Another former worker Doug Day, who was with the agency for three years, said he intended to stay for the long haul but policy changes and poor pay forced him to look elsewhere after he earned his master’s degree. He said hiring freezes and or slow hiring to fill vacancies also is a problem.
“After Jeff Centers left the agency, Jerome Kearns and Adam Jones stepped in and made some policy changes,” he said. “To me, it made the work more challenging and I personally thought the focus changed from helping families to counting pennies.
“Many experienced workers began to leave the agency and the agency was not replacing the departing workers quick enough. Caseloads continued to increase and morale continued to go down. It got to a point that, personally, pulling into the parking lot and walking into the building became difficult at times.”
More job fairs
Kearns addressed the vacancy situation, saying the agency will be holding a job fair on Dec. 23, when they hope to hire 10 new social workers. Regular job fairs are planned in order to avoid long delays in filling spots.
He said the laid-off workers at the visiting center don’t have social work qualifications so they couldn’t fill vacant slots. They are slightly “overhiring” with this job fair, but it won’t have a big impact on the budget shortfall, Kearns said.

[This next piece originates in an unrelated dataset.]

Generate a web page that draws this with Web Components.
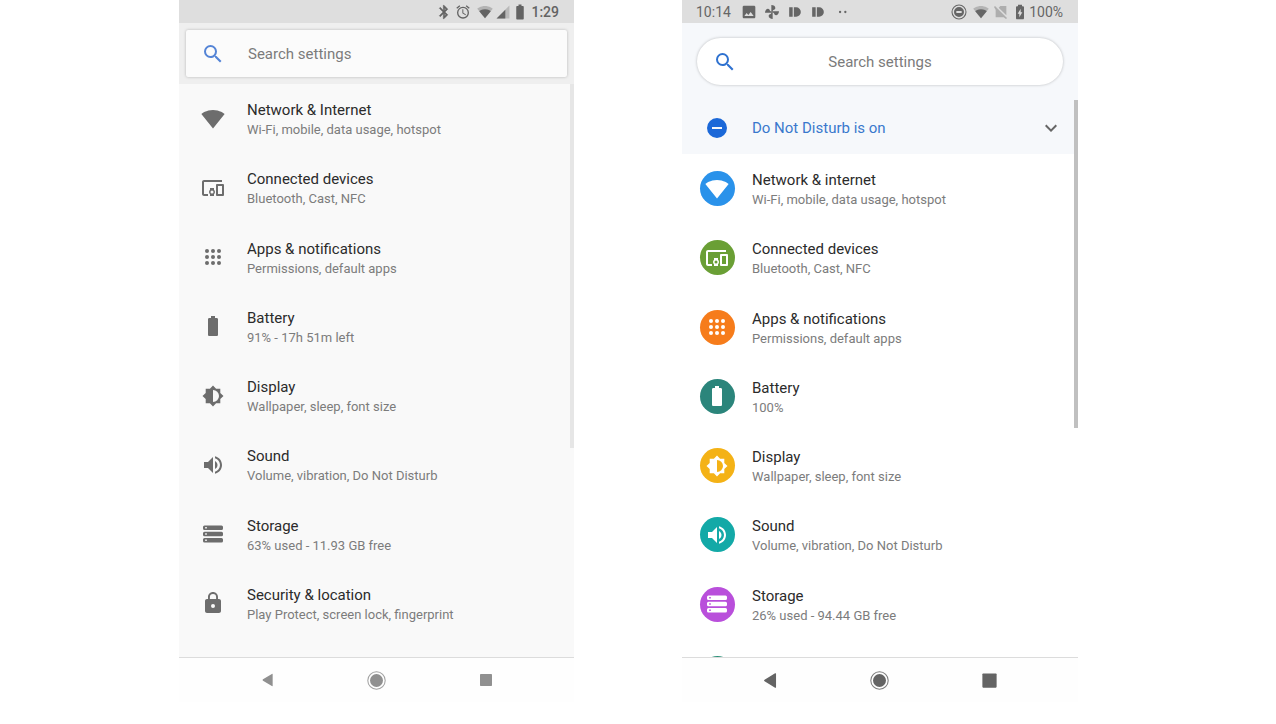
<!DOCTYPE html>
<html lang="en">
<head>
<meta charset="utf-8">
<title>Settings</title>
<style>
  body { margin: 0; background: #fff; font-family: Roboto, "Noto Sans", sans-serif; }
</style>
</head>
<body>
<settings-compare>
  <settings-phone slot="before" class="classic">
    <status-bar slot="status">
      <md-icon name="bluetooth" size="16" slot-width="18"></md-icon>
      <md-icon name="alarm" size="16" slot-width="20"></md-icon>
      <md-icon name="wifiHalf" size="16" slot-width="24"></md-icon>
      <md-icon name="signal" size="14" slot-width="12"></md-icon>
      <md-icon name="battery" size="18" slot-width="22"></md-icon>
      <b>1:29</b>
    </status-bar>
    <search-box slot="header"></search-box>
    <settings-list>
      <settings-row icon="wifi" label="Network &amp; Internet" detail="Wi-Fi, mobile, data usage, hotspot"></settings-row>
      <settings-row icon="devices" label="Connected devices" detail="Bluetooth, Cast, NFC"></settings-row>
      <settings-row icon="apps" label="Apps &amp; notifications" detail="Permissions, default apps"></settings-row>
      <settings-row icon="battery" label="Battery" detail="91% - 17h 51m left"></settings-row>
      <settings-row icon="display" label="Display" detail="Wallpaper, sleep, font size"></settings-row>
      <settings-row icon="sound" label="Sound" detail="Volume, vibration, Do Not Disturb"></settings-row>
      <settings-row icon="storage" label="Storage" detail="63% used - 11.93 GB free"></settings-row>
      <settings-row icon="lock" label="Security &amp; location" detail="Play Protect, screen lock, fingerprint"></settings-row>
    </settings-list>
    <nav-bar slot="nav"></nav-bar>
  </settings-phone>

  <settings-phone slot="after" class="modern">
    <status-bar slot="status">
      <span slot="left">10:14</span>
      <md-icon slot="left" name="image" size="16" slot-width="24"></md-icon>
      <md-icon slot="left" name="pinwheel" size="16" slot-width="23"></md-icon>
      <md-icon slot="left" name="pill" size="14" slot-width="23"></md-icon>
      <md-icon slot="left" name="pill" size="14" slot-width="23"></md-icon>
      <md-icon slot="left" name="dots" size="14" slot-width="26"></md-icon>
      <md-icon name="ring" size="16" slot-width="24"></md-icon>
      <md-icon name="wifiHalf" size="16" slot-width="20"></md-icon>
      <md-icon name="noSim" size="16" slot-width="20"></md-icon>
      <md-icon name="batteryCharge" size="16" slot-width="18"></md-icon>
      <span>100%</span>
    </status-bar>
    <search-box slot="header"></search-box>
    <dnd-banner></dnd-banner>
    <settings-list>
      <settings-row icon="wifi" tint="#2a92ea" label="Network &amp; internet" detail="Wi-Fi, mobile, data usage, hotspot"></settings-row>
      <settings-row icon="devices" tint="#6a9f35" label="Connected devices" detail="Bluetooth, Cast, NFC"></settings-row>
      <settings-row icon="apps" tint="#f67c1b" label="Apps &amp; notifications" detail="Permissions, default apps"></settings-row>
      <settings-row icon="battery" tint="#2b857b" label="Battery" detail="100%"></settings-row>
      <settings-row icon="display" tint="#f4b216" label="Display" detail="Wallpaper, sleep, font size"></settings-row>
      <settings-row icon="sound" tint="#13a9a7" label="Sound" detail="Volume, vibration, Do Not Disturb"></settings-row>
      <settings-row icon="storage" tint="#b94fdb" label="Storage" detail="26% used - 94.44 GB free"></settings-row>
      <settings-row icon="lock" tint="#2b9078"></settings-row>
    </settings-list>
    <nav-bar slot="nav"></nav-bar>
  </settings-phone>
</settings-compare>

<script>
const WIFI = 'M12 21.5L23.64 7C23.2 6.66 18.7 3 12 3S.8 6.66.36 7z';
const ICONS = {
  search: '<path d="M15.5 14h-.79l-.28-.27A6.47 6.47 0 0 0 16 9.5 6.5 6.5 0 1 0 9.5 16c1.61 0 3.09-.59 4.23-1.57l.27.28v.79l5 4.99L20.49 19l-4.99-5zm-6 0a4.5 4.5 0 1 1 0-9 4.5 4.5 0 0 1 0 9z"/>',
  wifi: `<path d="${WIFI}"/>`,
  wifiHalf: `<path opacity=".35" d="${WIFI}"/><path d="M12 21.5l8.6-10.7C20 10.3 16.9 8 12 8s-8 2.3-8.6 2.8z"/>`,
  signal: '<path opacity=".3" d="M1 23h22V1z"/><path d="M1 23h15V8z"/>',
  devices: '<path d="M3 6h18V4H3c-1.1 0-2 .9-2 2v12c0 1.1.9 2 2 2h4v-2H3V6zm10 6H9v1.78c-.61.55-1 1.33-1 2.22s.39 1.67 1 2.22V20h4v-1.78c.61-.55 1-1.34 1-2.22s-.39-1.67-1-2.22V12zm-2 5.5a1.5 1.5 0 1 1 0-3 1.5 1.5 0 0 1 0 3zM22 8h-6c-.5 0-1 .5-1 1v10c0 .5.5 1 1 1h6c.5 0 1-.5 1-1V9c0-.5-.5-1-1-1zm-1 10h-4v-8h4v8z"/>',
  apps: [6, 12, 18].map(y => [6, 12, 18].map(x => `<circle cx="${x}" cy="${y}" r="2"/>`).join('')).join(''),
  battery: '<path d="M15.67 4H14V2h-4v2H8.33C7.6 4 7 4.6 7 5.33v15.33C7 21.4 7.6 22 8.33 22h7.33c.74 0 1.34-.6 1.34-1.33V5.33C17 4.6 16.4 4 15.67 4z"/>',
  batteryCharge: '<path fill-rule="evenodd" d="M16.5 3.5H15V1H9v2.5H7.5C6.5 3.5 6 4 6 5v16c0 1 .5 2 1.5 2h9c1 0 1.5-1 1.5-2V5c0-1-.5-1.5-1.5-1.5zM11 20v-5.5H8.500L13 7v5.5h2.5z"/>',
  display: '<path fill-rule="evenodd" d="M19.3 15.1L22.5 12l-3.2-3.1V4.7h-4.2L12 1.5 8.9 4.7H4.7v4.2L1.5 12l3.2 3.1v4.2h4.2l3.1 3.2 3.1-3.2h4.2zM12 18V6a6 6 0 0 1 0 12z"/>',
  sound: '<path d="M3 9v6h4l5 5V4L7 9H3zm13.5 3c0-1.77-1.02-3.29-2.5-4.03v8.05c1.48-.73 2.5-2.25 2.5-4.02zM14 3.23v2.06c2.89.86 5 3.54 5 6.71s-2.11 5.85-5 6.71v2.06c4.01-.91 7-4.49 7-8.77s-2.99-7.86-7-8.77z"/>',
  storage: [3.5, 9.8, 16.1].map(y => `<path fill-rule="evenodd" d="M3.5 ${y}h17a1.500 1.500 0 0 1 1.500 1.500v1.400a1.500 1.500 0 0 1-1.500 1.500h-17a1.500 1.500 0 0 1-1.500-1.500v-1.400a1.500 1.500 0 0 1 1.500-1.500zm.7 1.400v1.600h1.600v-1.600z"/>`).join(''),
  lock: '<path d="M18 8h-1V6c0-2.76-2.24-5-5-5S7 3.24 7 6v2H6c-1.1 0-2 .9-2 2v10c0 1.1.9 2 2 2h12c1.1 0 2-.9 2-2V10c0-1.1-.9-2-2-2zm-6 9a2 2 0 1 1 0-4 2 2 0 0 1 0 4zm3.1-9H8.900V6a3.1 3.1 0 0 1 6.2 0v2z"/>',
  bluetooth: '<path stroke="currentColor" stroke-width=".8" d="M17.71 7.71L12 2h-1v7.59L6.41 5 5 6.41 10.59 12 5 17.59 6.41 19 11 14.41V22h1l5.71-5.71-4.3-4.29 4.3-4.29zM13 5.83l1.88 1.88L13 9.590V5.83zm1.88 10.46L13 18.17v-3.76l1.88 1.88z"/>',
  alarm: '<path d="M22 5.72l-4.6-3.86-1.29 1.53 4.6 3.86L22 5.72zM7.88 3.39L6.6 1.86 2 5.71l1.29 1.53 4.59-3.85zM12.5 8H11v6l4.75 2.85.75-1.23-4-2.37V8zM12 4a9 9 0 1 0 0 18 9 9 0 0 0 0-18zm0 16a7 7 0 1 1 0-14 7 7 0 0 1 0 14z"/>',
  image: '<path fill-rule="evenodd" d="M21.5 19.5v-15c0-1.1-.9-2-2-2h-15c-1.1 0-2 .9-2 2v15c0 1.1.9 2 2 2h15c1.1 0 2-.9 2-2zM8.500 13.5l2.5 3 3.5-4.5 4.5 6H5z"/>',
  pinwheel: [0, 90, 180, 270].map(a => `<path transform="rotate(${a} 12 12)" d="M11 13V1.5c3.500 0 6 2 6 4.500 0 1.500-1 2.500-3 3z"/>`).join(''),
  pill: '<path d="M2 4h6v16H2zM10 4h4a8 8 0 0 1 0 16h-4z"/>',
  dots: '<circle cx="7" cy="12" r="2"/><circle cx="16" cy="12" r="2"/>',
  ring: '<circle cx="12" cy="12" r="10.5" fill="none" stroke="currentColor" stroke-width="1.6"/><path fill-rule="evenodd" d="M12 4.500a7.500 7.500 0 1 0 0 15 7.500 7.500 0 0 0 0-15zM8 10.5h8v3H8z"/>',
  noSim: '<path opacity=".4" d="M20 3v14L8.500 5.5 11 3zM3 3l18 18-1.5 1.5L16 20H4V8.500L1.5 4.5z"/>',
  dnd: '<path fill-rule="evenodd" d="M12 2a10 10 0 1 0 0 20 10 10 0 0 0 0-20zM7 11v2h10v-2z"/>',
  chevron: '<path d="M7.4 8.600L12 13.200l4.600-4.600L18 10l-6 6-6-6z"/>',
  back: '<path d="M19 3.5v17c0 .8-.6 1-1.2.6L4.500 13a1.200 1.200 0 0 1 0-2L17.800 2.900c.6-.4 1.200-.2 1.200.6z"/>',
  home: '<circle cx="12" cy="12" r="11" fill="none" stroke="currentColor" stroke-width="1.3" opacity=".85"/><circle cx="12" cy="12" r="8.2"/>',
  recent: '<rect x="3" y="3" width="18" height="18" rx="1"/>'
};

class Base extends HTMLElement {
  connectedCallback() {
    if (this.shadowRoot) return;
    this.attachShadow({ mode: 'open' }).innerHTML = this.render();
  }
}
const define = (name, render) =>
  customElements.define(name, class extends Base { render() { return render(this); } });

define('md-icon', el => {
  const size = el.getAttribute('size') || 24;
  return `<style>
    :host { display: flex; justify-content: center; align-items: center; flex: none; width: ${el.getAttribute('slot-width') || size}px; }
    svg { display: block; flex: none; fill: currentColor; }
  </style>
  <svg width="${size}" height="${size}" viewBox="0 0 24 24" aria-hidden="true">${ICONS[el.getAttribute('name')]}</svg>`;
});

define('settings-compare', () => `<style>
    :host { display: grid; grid-template-columns: 179fr 395fr 108fr 396fr 198fr; height: 100vh; padding-bottom: 22px; box-sizing: border-box; }
    slot { display: contents; }
    ::slotted([slot=before]) { grid-column: 2; }
    ::slotted([slot=after]) { grid-column: 4; }
  </style><slot name="before"></slot><slot name="after"></slot>`);

define('settings-phone', () => `<style>
    :host { display: flex; flex-direction: column; min-height: 0; min-width: 0; }
    :host(.classic) {
      --header-bg: #efefef; --header-pad: 7px; --list-bg: #f9f9f9; --icon-col: 68px;
      --search-bg: #fbfbfb; --search-radius: 2px; --search-pad: 0px; --search-icon-col: 54px; --search-gap: 8px; --search-align: left; --search-icon: #5484d6;
      --thumb: #e6e6e6; --thumb-height: 364px; --nav: #909090; --nav-icon: 16px; --status: #636363;
    }
    :host(.modern) {
      --header-bg: #f6f8fb; --header-pad: 15px; --list-bg: #fff; --icon-col: 70px;
      --search-bg: #fff; --search-radius: 24px; --search-pad: 56px; --search-icon-col: 56px; --search-gap: 0px; --search-align: center; --search-icon: #2f72d0;
      --thumb: #c0c0c0; --thumb-height: 328px; --nav: #646464; --nav-icon: 19px; --status: #666;
    }
    header { padding: var(--header-pad); background: var(--header-bg); }
    main { position: relative; flex: 1; min-height: 0; overflow: hidden; background: var(--list-bg); }
    .thumb { position: absolute; top: 0; right: 0; width: 4px; height: var(--thumb-height); background: var(--thumb); }
  </style>
  <slot name="status"></slot>
  <header><slot name="header"></slot></header>
  <main><slot></slot><div class="thumb"></div></main>
  <slot name="nav"></slot>`);

define('status-bar', () => `<style>
    :host { display: flex; justify-content: space-between; height: 23px; padding: 0 15px 0 14px; background: #dedede; color: var(--status); font-size: 14px; line-height: 24px; }
    div { display: flex; align-items: center; }
    ::slotted(span[slot=left]) { margin-right: 6px; }
    ::slotted(b) { font-weight: 500; }
  </style><div><slot name="left"></slot></div><div><slot></slot></div>`);

define('search-box', () => `<style>
    :host { display: block; }
    label { display: flex; align-items: center; height: 47px; padding-right: var(--search-pad); background: var(--search-bg); border-radius: var(--search-radius); box-shadow: 0 0 3px rgba(0,0,0,.25); color: var(--search-icon); }
    .icon { display: flex; flex: none; width: var(--search-icon-col); justify-content: center; margin-right: var(--search-gap); }
    input { flex: 1; min-width: 0; border: 0; outline: 0; padding: 0; background: none; color: #333; font: 15px/20px Roboto, "Noto Sans", sans-serif; text-align: var(--search-align); }
    input::placeholder { color: #7b7b7b; opacity: 1; }
  </style>
  <label><span class="icon"><md-icon name="search"></md-icon></span><input type="text" placeholder="Search settings" aria-label="Search settings"></label>`);

define('dnd-banner', () => `<style>
    :host { display: block; }
    button { display: flex; align-items: center; width: 100%; height: 54px; border: 0; padding: 2px 15px 0 0; background: var(--header-bg); color: #3a78cd; font: 15px/20px Roboto, "Noto Sans", sans-serif; text-align: left; }
    .icon { display: flex; justify-content: center; width: var(--icon-col); color: #1b68d8; }
    .label { flex: 1; }
    .more { color: #666; }
  </style>
  <button type="button"><span class="icon"><md-icon name="dnd"></md-icon></span><span class="label">Do Not Disturb is on</span><md-icon class="more" name="chevron"></md-icon></button>`);

define('settings-list', () => `<style>
    :host { display: grid; grid-template-rows: repeat(8, 1fr); height: 554px; }
  </style><slot></slot>`);

define('settings-row', el => {
  const tint = el.getAttribute('tint');
  const text = s => (el.getAttribute(s) || '').replace(/&/g, '&amp;');
  return `<style>
    :host { display: block; min-height: 0; }
    a { display: flex; align-items: center; height: 100%; color: inherit; text-decoration: none; }
    .icon { display: flex; flex: none; justify-content: center; width: var(--icon-col); color: #6d6d6d; }
    .disc { display: flex; align-items: center; justify-content: center; width: 35px; height: 35px; border-radius: 50%; }
    .tinted { background: ${tint}; color: #fff; }
    .text { padding-top: 3px; }
    .label, .detail { display: block; line-height: 20px; white-space: nowrap; }
    .label { font-size: 15px; color: #2b2b2b; }
    .detail { font-size: 13px; color: #7c7c7c; }
  </style>
  <a href="#"><span class="icon"><span class="disc ${tint ? 'tinted' : ''}"><md-icon name="${el.getAttribute('icon')}"></md-icon></span></span>
  <span class="text"><span class="label">${text('label')}</span><span class="detail">${text('detail')}</span></span></a>`;
});

define('nav-bar', () => `<style>
    :host { display: flex; height: 44px; padding: 0 34px; border-top: 1px solid #dcdcdc; background: #fefefe; }
    button { flex: 1; display: flex; align-items: center; justify-content: center; border: 0; padding: 0; background: none; color: var(--nav); }
    svg { width: var(--nav-icon); height: var(--nav-icon); fill: currentColor; }
    .home svg { width: 19px; height: 19px; }
  </style>
  ${[['back', 'Back'], ['home', 'Home'], ['recent', 'Recent apps']].map(([n, l]) => `<button type="button" class="${n}" aria-label="${l}"><svg viewBox="0 0 24 24">${ICONS[n]}</svg></button>`).join('')}`);
</script>
</body>
</html>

“We’re not overhiring by that much, we’re only talking a couple people,” he said. “Most of these positions have been vacated by social service workers.”
Job and Family Services turnover also can be on the high end. Butler County came in the highest of the five counties surveyed with 20.6 percent and Montgomery again was the lowest at 10.2 percent. Hamilton County has a 12 percent turnover rate with 67 of 552 JFS workers leaving this year.
Moira Weir, executive director of JFS in Hamilton County, the agency that oversees human services such as welfare and food stamps, said JFS also is a job venue, like Children Services, where emotions can be charged and situations difficult to handle.
“People have to go through a metal detector because we’ve had some issues,” Weir said. “All of us in the counties are dealing with volatile populations. They are very vulnerable, they are in crisis and when people are in crisis everybody acts differently.”